I have no idea what you mean by a "positional" wave function - it's the same wave function no matter what basis you write it in.

However, this and some of your other questions leave me thinking that you still misunderstand how position measurements work. The position operator has a continuous spectrum so its eigenfunctions are not physically realizable (from a formal mathematical perspective, they don't exist at all; we have to introduce the concept of the "rigged Hilbert space" to save the formalism). Thus, there is no such thing as a position measurement that collapses the wave function down to a definite position because there are no physically realizable states of definite position. After the measurement the position still isn't definite, we're just more likely to find the particle in a smaller region of space next time we look than before we measured; the wave function is more sharply peaked than it was before.
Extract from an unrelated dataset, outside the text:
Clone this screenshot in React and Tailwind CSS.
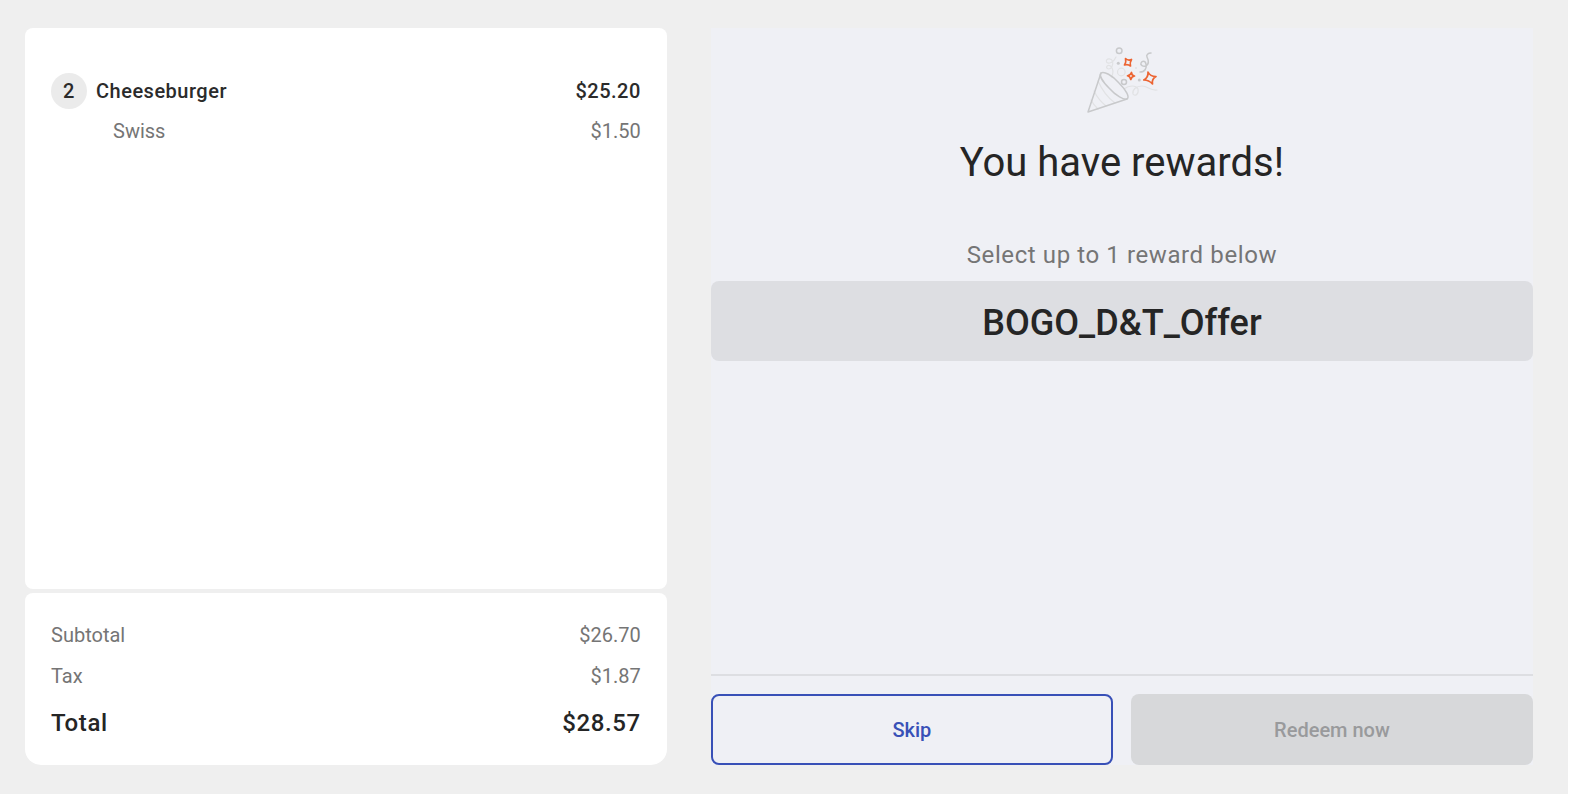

Putting the particle in a Penning trap narrows the region of space in which the particle might be found, but no matter how small the trap is we still don't have a definite position.
 
Nugatory said:
Putting the particle in a Penning trap narrows the region of space in which the particle might be found

To clarify one point: this happens when the particle initially goes into the trap, but as I understand it, once it's in the trap there is no additional narrowing of the region of space where the particle is; i.e., things like sideband detection do not affect the "spread" of the wave function in position space once the particle is confined in the trap.